Changes in Subscription Certificate
12. The Agent may, without the consent or concurrence of the
Shareholders in whose names Subscription Certificates are registered, by
supplemental agreement or otherwise, concur with the Fund in making any
changes or corrections in a Subscription Certificate that it shall have been
advised by counsel (who may be counsel for the Fund) is appropriate to cure
any ambiguity or to correct any defective or inconsistent provision or
clerical omission or mistake or manifest error therein or herein contained,
and which shall not be inconsistent with the provision of the Subscription
Certificate except insofar as any such change may confer additional rights
upon the Shareholders.
Assignment; Delegation
13. (a) Neither this Agreement nor any rights or obligations
hereunder may be assigned or delegated by either party without the written
consent of the other party.
(b) This Agreement shall inure to the benefit of and be binding
upon the parties and their respective permitted successors and assigns.

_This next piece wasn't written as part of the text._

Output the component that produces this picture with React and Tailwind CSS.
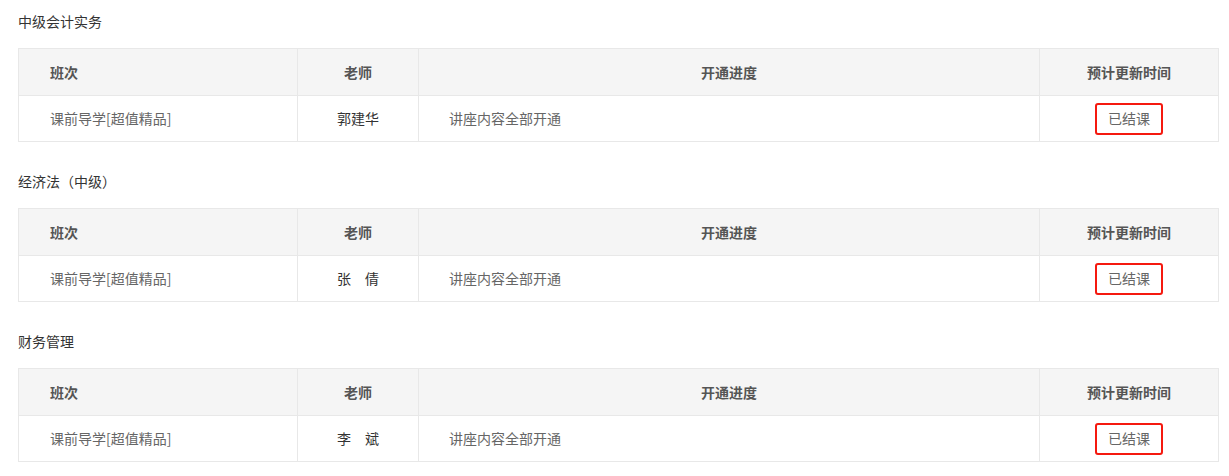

Nothing in this Agreement is intended or shall be construed to confer upon any
other person any right, remedy or claim or to impose upon any other person any
duty, liability or obligation.
Governing Law
14. The validity, interpretation and performance of this Agreement
shall be governed by the law of the State of New York.
Entire Agreement
15. This Agreement contains the entire agreement among the parties
hereto with respect to the matters contemplated herein, and supersedes all
prior agreements, representations and understandings of the parties. As to
matters or provisions which are not reasonably the subject of instructions or
directions from an Officer of the Fund, this Agreement may not be
supplemented, modified or amended except by a writing executed by all of the
parties to this Agreement.
Severability
16. The parties hereto agree that if any of the provisions
contained in this Agreement shall be determined invalid, unlawful or
unenforceable to any extent, such provisions shall be deemed modified to the
extent necessary to render such provisions enforceable. The parties hereto
further agree that this Agreement shall be deemed severable, and the
invalidity, unlawfulness or unenforceability of any term or provision thereof
shall not affect the validity, legality or enforceability of this Agreement or
of any other term or provision hereof.
Counterparts
17. This Agreement may be executed in one or more counterparts,
each of which shall be deemed an original and all of which together shall be
considered one and the same agreement.
Captions
18. The captions and descriptive headings herein are for the
convenience of the parties only. They do not in any way modify, amplify,
alter or give full notice of the provisions hereof.
Facsimile Signatures
19. Any facsimile signature of any party hereto shall constitute a
legal, valid and binding execution hereof by such party.
Further Actions
20. Each party agrees to perform such further acts and execute such
further documents as are necessary to effect the purposes of this Agreement.
Additional Provisions
21. Except as specifically modified by this Agreement, the Agent's
rights and responsibilities set forth in the Transfer Agency Services
Agreement between the Fund and the Agent are hereby ratified and confirmed and
continue in effect.
PNC BANK, NATIONAL ASSOCIATION THE GREATER CHINA FUND, INC.